No primeiro caso, todavia, como conciliar tal tipo de decisão com a garantia do Mandado de Segurança? O direito individual não ficaria sem o devido resguardo pelo Poder Judiciário?

No segundo caso, por outro lado, há a proteção do direito lesado e, por conseguinte, uma correta compreensão do Mandado de Segurança.

É necessário que o STF assuma em definitivo a responsabilidade de ser garante do devido processo legislativo, garante das condições democráticas de formação da vontade política, principalmente em questões que afetam o cerne do sistema de governo, como é o caso do julgamento de contas do Executivo pelo Legislativo.

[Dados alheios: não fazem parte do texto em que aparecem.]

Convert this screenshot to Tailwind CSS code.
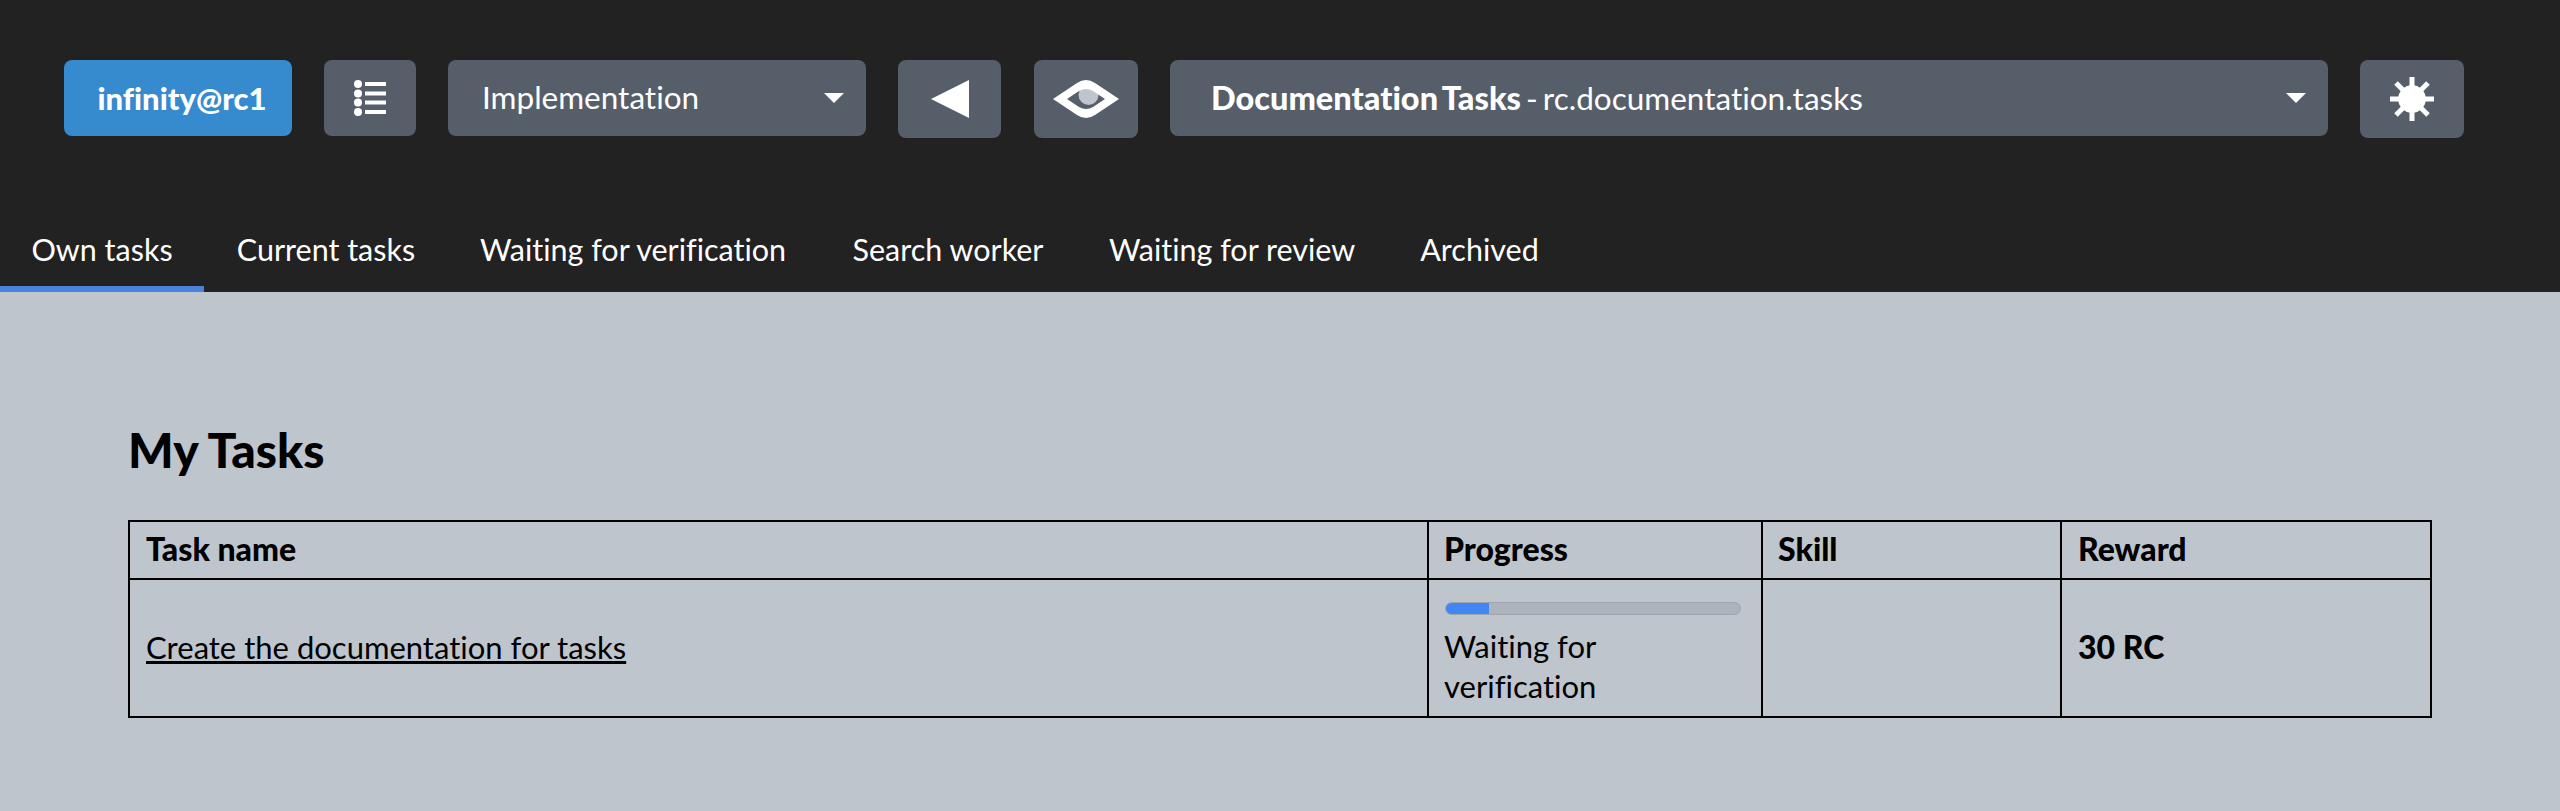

Assumir tal função implica decidir coerentemente com base na integridade da comunidade de princípios instituída pela Constituição Federal de 1988, significa também assumir que decisões jurisdicionais são realizações práticas dos direitos prefigurados pelo texto constitucional.

Enfim, já tínhamos, portanto, uma decisão que não decidia, mas supostamente apenas “sugeria”; e agora ficamos depois com um Agravo Interno que funcionou como Embargos de Declaração, no qual o STF mantém sua não-decisão e repete seu caráter “opinativo”, face à violação à Constituição que ele mesmo reconhece em sua ratio decidendi.

Contudo, o problema de tudo isso é que há uma questão fundamental do ponto de vista constitucional – e, assim, também político, da polis, do próprio sistema de governo que subjaz à Constituição – que é saber, afinal, como as contas públicas devem ser julgadas. Entretanto, ao fim e ao cabo, aquele que deveria institucionalmente ser o “guardião da Constituição” silencia quanto a isso, não nos oferece uma resposta.


Notas e Referências:

[1] CATTONI DE OLIVEIRA, Marcelo Andrade; BAHIA, Alexandre; BACHA E SILVA, Diogo. Integridade do Direito – Contas presidenciais e devido processo legislativo. Disponível em http://emporiododireito.com.br/integridade-do-direito-contas-presidenciais-e-devido-processo-legislativo-por-marcelo-andrade-cattoni-de-oliveira-alexandre-gustavo-melo-franco-bahia-e-diogo-bacha-e-silva/.

[2] AUSTIN, John L. Como hacer cosas con palabras. Barcelona: Paidós, 2014.